Front-end source files
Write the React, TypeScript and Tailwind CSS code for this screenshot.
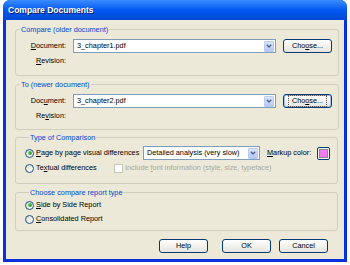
import type { ReactNode } from "react";

const Key = ({ children }: { children: ReactNode }) => <span className="underline underline-offset-[1px]">{children}</span>;

function Group({ title, className, children }: { title: string; className: string; children: ReactNode }) {
  return (
    <fieldset className={`rounded-[3px] border border-[#D0D0BF] ${className}`}>
      <legend className="ml-[4px] px-[1px] text-[7.3px] leading-[9px] text-[#0046D5]">{title}</legend>
      {children}
    </fieldset>
  );
}

function Button({ children, focused }: { children: ReactNode; focused?: boolean }) {
  return (
    <div
      className={`flex h-[14px] w-[49px] items-center justify-center rounded-[3px] border border-[#003C74] bg-gradient-to-b from-white to-[#E6E5DE] text-[7.3px] ${
        focused ? "shadow-[inset_0_0_0_1px_#A6BDF0]" : ""
      }`}
    >
      <span className={focused ? "outline outline-1 outline-dotted outline-[#555] px-[3px]" : ""}>{children}</span>
    </div>
  );
}

function Combo({ value, width }: { value: string; width: string }) {
  return (
    <div className={`flex h-[14px] shrink-0 items-center border border-[#7F9DB9] bg-white pl-[3px] pr-[1px] ${width}`}>
      <span className="flex-1 whitespace-nowrap text-[7.3px]">{value}</span>
      <div className="flex h-[11px] w-[10px] items-center justify-center rounded-[1px] border border-[#B9CBF3] bg-gradient-to-b from-[#D8E4FD] to-[#B3C8F5]">
        <svg width="6" height="4" viewBox="0 0 6 4">
          <path d="M0.8 0.8 L3 3 L5.2 0.8" fill="none" stroke="#4D6185" strokeWidth="1.3" />
        </svg>
      </div>
    </div>
  );
}

function Radio({ checked, label }: { checked?: boolean; label: ReactNode }) {
  return (
    <div className="flex items-center gap-[2px]">
      <div className="flex h-[9px] w-[9px] items-center justify-center rounded-full border border-[#1C5180] bg-gradient-to-br from-[#DCDBD3] to-white">
        {checked && <div className="h-[4px] w-[4px] rounded-full bg-gradient-to-br from-[#5ED35E] to-[#1E9A1E]" />}
      </div>
      <span className="whitespace-nowrap text-[7.3px]">{label}</span>
    </div>
  );
}

function DocRow({ docKey, value, revKey, focused }: { docKey: ReactNode; value: string; revKey: ReactNode; focused?: boolean }) {
  return (
    <div className="flex flex-col">
      <div className="flex items-center">
        <div className="w-[50px] text-right text-[7.3px]">{docKey}</div>
        <div className="ml-[7px]">
          <Combo value={value} width="w-[203px]" />
        </div>
        <div className="ml-[7px]">
          <Button focused={focused}>
            Cho<Key>o</Key>se...
          </Button>
        </div>
      </div>
      <div className="mt-[1px] flex h-[14px] items-center">
        <div className="w-[50px] text-right text-[7.3px]">{revKey}</div>
      </div>
    </div>
  );
}

export default function App() {
  return (
    <div className="h-[265px] w-[350px] bg-white font-['Liberation_Sans',Arial,sans-serif] text-black">
      <div className="ml-[3px] flex h-[262px] w-[344px] flex-col rounded-t-[7px] bg-[#0831D9] px-[3px] pb-[3px]">
        {/* title bar */}
        <div className="-mx-[3px] flex h-[20px] items-center rounded-t-[7px] bg-gradient-to-b from-[#3A8CFF] via-[#0058EE] to-[#0049D6] pl-[5px]">
          <span className="text-[8.5px] font-bold text-white [text-shadow:1px_1px_0_#0A1C6B]">Compare Documents</span>
        </div>

        {/* body */}
        <div className="flex flex-1 flex-col bg-[#ECE9D8] pl-[9px] pr-[6px] pt-[5px]">
          <Group title="Compare (older document)" className="h-[51px] pr-[6px] pt-[5px]">
            <DocRow docKey={<><Key>D</Key>ocument:</>} value="3_chapter1.pdf" revKey={<><Key>R</Key>evision:</>} />
          </Group>

          <Group title="To (newer document)" className="mt-[4px] h-[50px] pr-[6px] pt-[5px]">
            <DocRow
              docKey={<>Doc<Key>u</Key>ment:</>}
              value="3_chapter2.pdf"
              revKey={<>Re<Key>v</Key>ision:</>}
              focused
            />
          </Group>

          <Group title="Type of Comparison" className="mt-[3px] h-[51px] pl-[9px] pr-[4px] pt-[4px]">
            <div className="flex items-center">
              <div className="w-[118px] shrink-0">
                <Radio checked label={<><Key>P</Key>age by page visual differences</>} />
              </div>
              <Combo value="Detailed analysis (very slow)" width="w-[117px]" />
              <span className="ml-[7px] shrink-0 whitespace-nowrap text-[7.3px]">
                <Key>M</Key>arkup color:
              </span>
              <div className="ml-[6px] flex h-[13px] w-[13px] shrink-0 items-center justify-center rounded-[2px] border border-[#003C74] bg-[#F3F2EC]">
                <div className="h-[9px] w-[9px] border border-[#8C8C8C] bg-[#F07CF0]" />
              </div>
            </div>
            <div className="mt-[3px] flex items-center">
              <div className="w-[89px] shrink-0">
                <Radio label={<>Te<Key>x</Key>tual differences</>} />
              </div>
              <div className="flex items-center gap-[2px]">
                <div className="h-[9px] w-[9px] border border-[#C9C7BA] bg-white" />
                <span className="whitespace-nowrap text-[7.3px] text-[#ACA899]">
                  Include <Key>f</Key>ont information (style, size, typeface)
                </span>
              </div>
            </div>
          </Group>

          <Group title="Choose compare report type" className="mt-[4px] h-[43px] pl-[9px] pt-[3px]">
            <div className="flex flex-col gap-[3px]">
              <Radio checked label={<><Key>S</Key>ide by Side Report</>} />
              <Radio label={<><Key>C</Key>onsolidated Report</>} />
            </div>
          </Group>

          <div className="mt-[8px] flex justify-end pr-[10px]">
            <Button>Help</Button>
            <div className="ml-[14px]">
              <Button>OK</Button>
            </div>
            <div className="ml-[8px]">
              <Button>Cancel</Button>
            </div>
          </div>
        </div>
      </div>
    </div>
  );
}
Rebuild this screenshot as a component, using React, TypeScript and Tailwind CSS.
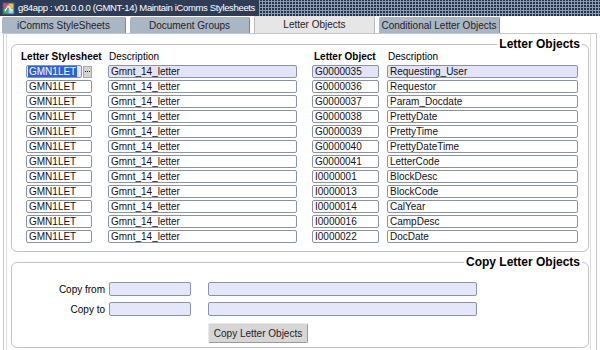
import { memo } from "react";

const rows = [
  ["G0000035", "Requesting_User"],
  ["G0000036", "Requestor"],
  ["G0000037", "Param_Docdate"],
  ["G0000038", "PrettyDate"],
  ["G0000039", "PrettyTime"],
  ["G0000040", "PrettyDateTime"],
  ["G0000041", "LetterCode"],
  ["I0000001", "BlockDesc"],
  ["I0000013", "BlockCode"],
  ["I0000014", "CalYear"],
  ["I0000016", "CampDesc"],
  ["I0000022", "DocDate"],
];

const tabs = [
  { label: "iComms StyleSheets", w: "w-[124px]", active: false },
  { label: "Document Groups", w: "w-[120px]", active: false },
  { label: "Letter Objects", w: "w-[121px]", active: true },
  { label: "Conditional Letter Objects", w: "w-[121px]", active: false },
];

const Field = ({ value, className, current }: { value: string; className: string; current?: boolean }) => (
  <div
    className={`h-[13px] rounded-[2px] border border-[#8a93a0] pl-[2px] leading-[11px] text-[10px] text-[#111] whitespace-nowrap overflow-hidden ${
      current ? "bg-[#e3e3fa]" : "bg-white"
    } ${className}`}
  >
    {value}
  </div>
);

const AppIcon = () => (
  <svg width="13" height="13" viewBox="0 0 13 13" className="shrink-0">
    <rect x="0.5" y="0.5" width="12" height="12" fill="#3c5a9a" />
    <rect x="1.5" y="1.5" width="5" height="5" fill="#e8407a" />
    <rect x="6.5" y="1.5" width="5" height="5" fill="#f2c230" />
    <rect x="1.5" y="6.5" width="5" height="5" fill="#4cb04a" />
    <rect x="6.5" y="6.5" width="5" height="5" fill="#9ad0f0" />
    <path d="M3 9 L6 4 L10 9" stroke="#fff" strokeWidth="1.2" fill="none" />
  </svg>
);

const App = () => {
  return (
    <div className="w-[600px] h-[350px] overflow-hidden bg-white flex flex-col font-['Liberation_Sans',Arial,sans-serif] text-[10px] text-black">
      {/* title bar */}
      <div className="h-[16px] flex items-center bg-[#24324a] bg-[radial-gradient(circle,#8c9bb2_1px,transparent_1.4px)] bg-[length:3px_3px]">
        <div className="h-full flex items-center gap-[3px] pl-[2px] pr-[4px] bg-[#2e3d55] text-white text-[9.5px] tracking-[-0.35px] leading-none">
          <AppIcon />
          <span>g84app : v01.0.0.0 (GMNT-14) Maintain iComms Stylesheets</span>
        </div>
      </div>

      {/* tabs */}
      <div className="h-[17px] flex items-end pl-[2px] gap-[4px]">
        {tabs.map((t) => (
          <div
            key={t.label}
            className={`${t.w} h-[16px] flex items-center justify-center text-[10px] text-[#222] rounded-t-[2px] border-r border-[#7d8896] ${
              t.active ? "bg-[#e6e6e6] h-[17px] border-l border-[#b9b9b9]" : "bg-[#aab6c4]"
            }`}
          >
            {t.label}
          </div>
        ))}
      </div>

      {/* panel */}
      <div className="flex-1 mx-[3px] border-x border-t border-[#c6c6c6] flex">
        <div className="flex-1 ml-[2px] mr-[5px] border-x border-[#dcdcdc] pl-[4px] pr-[1px] pt-[3px] flex flex-col">
          <fieldset className="rounded-[6px] border border-[#c2c2c2] pl-[1px] pb-[8px]">
            <legend className="ml-auto mr-[6px] px-[2px] text-[12px] leading-[14px] font-bold">Letter Objects</legend>
            <div className="flex h-[12px] items-center leading-none">
              <div className="w-[96px] pl-[8px] font-bold">Letter Stylesheet</div>
              <div className="w-[204px]">Description</div>
              <div className="w-[75px] pl-[1px] font-bold">Letter Object</div>
              <div>Description</div>
            </div>
            <div className="flex flex-col gap-[2px] mt-[2px] pl-[13px]">
              {rows.map(([code, desc], i) => (
                <div key={code} className="flex items-center">
                  {i === 0 ? (
                    <div className="w-[66px] flex items-center">
                      <div className="w-[56px] h-[13px] rounded-[2px] border border-[#8a93a0] bg-[#e3e3fa] pl-[1px] flex items-center">
                        <span className="bg-[#2f5fd0] text-white leading-[11px] px-[1px]">GMN1LET</span>
                      </div>
                      <div className="ml-[1px] w-[9px] h-[12px] bg-[#d4d4d4] border border-[#a8a8a8] flex items-center justify-center gap-[1px]">
                        <span className="w-[1px] h-[1px] bg-[#222]" />
                        <span className="w-[1px] h-[1px] bg-[#222]" />
                        <span className="w-[1px] h-[1px] bg-[#222]" />
                      </div>
                    </div>
                  ) : (
                    <Field value="GMN1LET" className="w-[66px]" />
                  )}
                  <Field value="Gmnt_14_letter" className="w-[189px] ml-[16px]" current={i === 0} />
                  <Field value={code} className="w-[67px] ml-[15px]" current={i === 0} />
                  <Field value={desc} className="w-[191px] ml-[8px]" current={i === 0} />
                </div>
              ))}
            </div>
          </fieldset>

          <fieldset className="mt-[3px] rounded-[6px] border border-[#c2c2c2] pl-[1px] pt-[13px] pb-[4px]">
            <legend className="ml-auto mr-[6px] px-[2px] text-[12px] leading-[14px] font-bold">Copy Letter Objects</legend>
            <div className="flex flex-col gap-[6px]">
              <div className="flex items-center h-[14px]">
                <div className="w-[92px] text-right">Copy from</div>
                <div className="ml-[4px] w-[82px] h-[14px] rounded-[2px] border border-[#8a93a0] bg-[#e6e6fa]" />
                <div className="ml-[17px] w-[269px] h-[14px] rounded-[2px] border border-[#8a93a0] bg-[#e6e6fa]" />
              </div>
              <div className="flex items-center h-[14px]">
                <div className="w-[92px] text-right">Copy to</div>
                <div className="ml-[4px] w-[82px] h-[14px] rounded-[2px] border border-[#8a93a0] bg-[#e6e6fa]" />
                <div className="ml-[17px] w-[269px] h-[14px] rounded-[2px] border border-[#8a93a0] bg-[#e6e6fa]" />
              </div>
            </div>
            <button className="mt-[7px] ml-[195px] w-[100px] h-[20px] rounded-[2px] bg-[#d6d6d6] border border-[#e8e8e8] border-b-[#9a9a9a] border-r-[#9a9a9a] text-[10px] text-[#222]">
              Copy Letter Objects
            </button>
          </fieldset>
        </div>
      </div>
    </div>
  );
};

export default memo(App);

- Task description -
Identify the lines in the entries above that contain "this", then copy them out.

- Solution -
Write the React, TypeScript and Tailwind CSS code for this screenshot.
Rebuild this screenshot as a component, using React, TypeScript and Tailwind CSS.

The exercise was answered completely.